* **SOURCE DATA**
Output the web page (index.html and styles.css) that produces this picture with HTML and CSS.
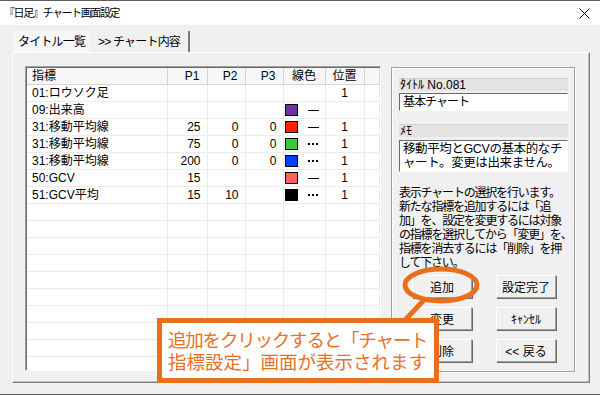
FILE: index.html
```html
<!DOCTYPE html>
<html lang="ja">
<head>
    <meta charset="UTF-8">
    <title>『日足』チャート画面設定</title>
    <link rel="stylesheet" href="styles.css">
</head>
<body>
    <div class="window">
        <div class="titlebar">
            <span class="title">『日足』チャート画面設定</span>
            <svg class="close" width="11" height="11" viewBox="0 0 11 11">
                <path d="M0.5 0.5 L10.5 10.5 M10.5 0.5 L0.5 10.5" stroke="#000" stroke-width="1"/>
            </svg>
        </div>
        <div class="content">
            <div class="tabs">
                <div class="tab">タイトル一覧</div>
                <div class="tab active">&gt;&gt; チャート内容</div>
            </div>
            <div class="panel">
                <div class="list">
                    <table>
                        <colgroup>
                            <col class="c-name"><col class="c-p"><col class="c-p2"><col class="c-p2"><col class="c-color"><col class="c-pos"><col>
                        </colgroup>
                        <thead>
                            <tr>
                                <th class="left">指標</th>
                                <th class="num">P1</th>
                                <th class="num">P2</th>
                                <th class="num">P3</th>
                                <th>線色</th>
                                <th>位置</th>
                                <th></th>
                            </tr>
                        </thead>
                        <tbody>
                            <tr><td class="left">01:ロウソク足</td><td></td><td></td><td></td><td></td><td class="pos">1</td><td></td></tr>
                            <tr><td class="left">09:出来高</td><td></td><td></td><td></td><td class="color"><span class="swatch purple"></span><span class="solid"></span></td><td></td><td></td></tr>
                            <tr><td class="left">31:移動平均線</td><td class="num">25</td><td class="num">0</td><td class="num">0</td><td class="color"><span class="swatch red"></span><span class="solid"></span></td><td class="pos">1</td><td></td></tr>
                            <tr><td class="left">31:移動平均線</td><td class="num">75</td><td class="num">0</td><td class="num">0</td><td class="color"><span class="swatch green"></span><span class="dotted"></span></td><td class="pos">1</td><td></td></tr>
                            <tr><td class="left">31:移動平均線</td><td class="num">200</td><td class="num">0</td><td class="num">0</td><td class="color"><span class="swatch blue"></span><span class="dotted"></span></td><td class="pos">1</td><td></td></tr>
                            <tr><td class="left">50:GCV</td><td class="num">15</td><td></td><td></td><td class="color"><span class="swatch pink"></span><span class="solid"></span></td><td class="pos">1</td><td></td></tr>
                            <tr><td class="left">51:GCV平均</td><td class="num">15</td><td class="num">10</td><td></td><td class="color"><span class="swatch black"></span><span class="dotted"></span></td><td class="pos">1</td><td></td></tr>
                            <tr><td></td><td></td><td></td><td></td><td></td><td></td><td></td></tr>
                            <tr><td></td><td></td><td></td><td></td><td></td><td></td><td></td></tr>
                            <tr><td></td><td></td><td></td><td></td><td></td><td></td><td></td></tr>
                            <tr><td></td><td></td><td></td><td></td><td></td><td></td><td></td></tr>
                            <tr><td></td><td></td><td></td><td></td><td></td><td></td><td></td></tr>
                            <tr><td></td><td></td><td></td><td></td><td></td><td></td><td></td></tr>
                            <tr><td></td><td></td><td></td><td></td><td></td><td></td><td></td></tr>
                            <tr><td></td><td></td><td></td><td></td><td></td><td></td><td></td></tr>
                            <tr><td></td><td></td><td></td><td></td><td></td><td></td><td></td></tr>
                            <tr><td></td><td></td><td></td><td></td><td></td><td></td><td></td></tr>
                            <tr><td></td><td></td><td></td><td></td><td></td><td></td><td></td></tr>
                        </tbody>
                    </table>
                </div>
                <div class="group">
                    <div class="field-label">ﾀｲﾄﾙ No.081</div>
                    <div class="textbox">基本チャート</div>
                    <div class="field-label memo-label">ﾒﾓ</div>
                    <div class="textbox memo">移動平均とGCVの基本的なチ<br>ャート。変更は出来ません。</div>
                    <p class="help">表示チャートの選択を行います。<br>新たな指標を追加するには「追<br>加」を、設定を変更するには対象<br>の指標を選択してから「変更」を、<br>指標を消去するには「削除」を押<br>して下さい。</p>
                    <div class="buttons">
                        <button>追加</button>
                        <button>設定完了</button>
                        <button>変更</button>
                        <button>ｷｬﾝｾﾙ</button>
                        <button>削除</button>
                        <button>&lt;&lt; 戻る</button>
                    </div>
                </div>
            </div>
        </div>

        <!-- annotation -->
        <svg class="marks" width="600" height="395" viewBox="0 0 600 395">
            <path d="M425 298 L405 319" stroke="#ea6f1d" stroke-width="5" fill="none"/>
            <ellipse cx="441" cy="284" rx="36" ry="16" stroke="#ea6f1d" stroke-width="5" fill="none"/>
        </svg>
        <div class="callout"><span class="tight">追加をクリックすると「チャート</span><br>指標設定」画面が表示されます</div>
    </div>
</body>
</html>
```

FILE: styles.css
```css
body {
    margin: 0;
    padding: 0;
    background-color: #fff;
}
.window {
    position: relative;
    width: 600px;
    height: 395px;
    box-sizing: border-box;
    background-color: #f0f0f0;
    border-top: 1px solid #5f5f5f;
    border-bottom: 1px solid #5f5f5f;
    overflow: hidden;
    font-family: "Liberation Sans", "Noto Sans CJK JP", sans-serif;
    font-size: 12px;
    color: #000;
}
.titlebar {
    height: 24px;
    background-color: #fff;
    display: flex;
    align-items: center;
    justify-content: space-between;
    padding: 0 10px 0 4px;
}
.title {
    font-size: 11px;
    letter-spacing: -1.4px;
    line-height: 14px;
}
.content {
    padding: 6px 10px 0 12px;
}
.tabs {
    display: flex;
    height: 21px;
    padding-left: 1px;
}
.tab {
    display: flex;
    align-items: center;
    padding: 0 5px;
    line-height: 14px;
    letter-spacing: -0.8px;
    white-space: nowrap;
}
.tab:first-child {
    width: 67px;
    background-color: #f6f6f6;
}
.tab.active {
    width: 85px;
    padding-left: 8px;
    border-right: 2px solid #7a7a7a;
}
.panel {
    width: 578px;
    height: 331px;
    box-sizing: border-box;
    border: 1px solid;
    border-color: #fff #7a7a7a #7a7a7a #fff;
    box-shadow: inset -1px -1px 0 #c0c0c0;
    padding: 13px 0 0 12px;
    display: flex;
    gap: 10px;
    align-items: flex-start;
}
.list {
    width: 356px;
    height: 305px;
    box-sizing: border-box;
    border: 1px solid;
    border-color: #a0a0a0 #fff #fff #a0a0a0;
    box-shadow: inset 1px 1px 0 #696969;
    background-color: #fff;
    padding: 1px 0 0 1px;
    overflow: hidden;
}
table {
    width: 100%;
    table-layout: fixed;
    border-collapse: collapse;
}
.c-name { width: 140px; }
.c-p { width: 40px; }
.c-p2 { width: 38px; }
.c-color { width: 42px; }
.c-pos { width: 39px; }
th {
    height: 16px;
    padding: 0;
    font-weight: normal;
    line-height: 15px;
    background-color: #f7f7f7;
    border-right: 1px solid #d5d5d5;
    border-bottom: 1px solid #d5d5d5;
    text-align: center;
}
td {
    height: 16px;
    padding: 0;
    line-height: 15px;
    border-right: 1px solid #ececec;
    border-bottom: 1px solid #ececec;
    white-space: nowrap;
}
.left {
    text-align: left;
    padding-left: 5px;
}
th.num {
    text-align: right;
    padding-right: 7px;
}
td.num {
    text-align: right;
    padding-right: 6px;
}
.pos {
    text-align: center;
}
.color {
    padding-left: 1px;
}
.swatch {
    display: inline-block;
    width: 11px;
    height: 10px;
    border: 1px solid #000;
    vertical-align: middle;
}
.purple { background-color: #7030a0; }
.red { background-color: #ff2000; }
.green { background-color: #38c838; }
.blue { background-color: #0040ff; }
.pink { background-color: #ff6060; }
.black { background-color: #000; }
.solid,
.dotted {
    display: inline-block;
    width: 11px;
    margin-left: 10px;
    vertical-align: middle;
}
.solid {
    border-top: 1px solid #000;
}
.dotted {
    width: 10px;
    border-top: 2px dotted #000;
}
.group {
    margin-top: 1px;
    width: 184px;
    height: 305px;
    box-sizing: border-box;
    border: 1px solid #a0a0a0;
    box-shadow: 1px 1px 0 #fff, inset 1px 1px 0 #fff;
    padding: 10px 6px 0 7px;
}
.field-label {
    height: 12px;
    line-height: 12px;
    background-color: #e3e3e3;
    border-top: 1px solid #d0d0d0;
    padding-left: 1px;
}
.textbox {
    margin-top: 2px;
    height: 18px;
    box-sizing: border-box;
    background-color: #fff;
    border: 1px solid;
    border-color: #696969 #fff #fff #696969;
    padding-left: 3px;
    line-height: 16px;
    letter-spacing: -1px;
    white-space: nowrap;
}
.memo-label {
    margin-top: 13px;
}
.memo {
    margin-top: 3px;
    height: 32px;
    line-height: 14px;
    padding: 1px 3px;
    font-size: 12.5px;
    letter-spacing: -0.4px;
    overflow: hidden;
}
.help {
    margin: 14px 0 0 0;
    line-height: 14px;
    letter-spacing: -1.2px;
    white-space: nowrap;
}
.buttons {
    display: grid;
    grid-template-columns: 60px 60px;
    column-gap: 24px;
    row-gap: 9px;
    margin: 5px 0 0 13px;
}
button {
    height: 23px;
    padding: 0;
    font-family: "Liberation Sans", "Noto Sans CJK JP", sans-serif;
    font-size: 12px;
    background-color: #f0f0f0;
    border: 1px solid;
    border-color: #fff #a0a0a0 #a0a0a0 #fff;
    box-shadow: 1px 1px 0 #696969;
    color: #000;
}
.marks {
    position: absolute;
    left: 0;
    top: 0;
    pointer-events: none;
}
.callout {
    position: absolute;
    left: 157px;
    top: 317px;
    width: 266px;
    height: 50px;
    border: 5px solid #ea6f1d;
    background-color: #fff;
    padding: 5px 0 0 6px;
    font-family: "Noto Sans CJK JP", sans-serif;
    font-size: 18.5px;
    line-height: 22px;
    color: #e8701f;
    white-space: nowrap;
}
.tight {
    letter-spacing: -1.2px;
}
```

* **PROBLEM TO WORK ON**
Find the lines containing "styles" and pull them out.

* **EXPECTED ANSWER**
Output the web page (index.html and styles.css) that produces this picture with HTML and CSS.
    <link rel="stylesheet" href="styles.css">
FILE: styles.css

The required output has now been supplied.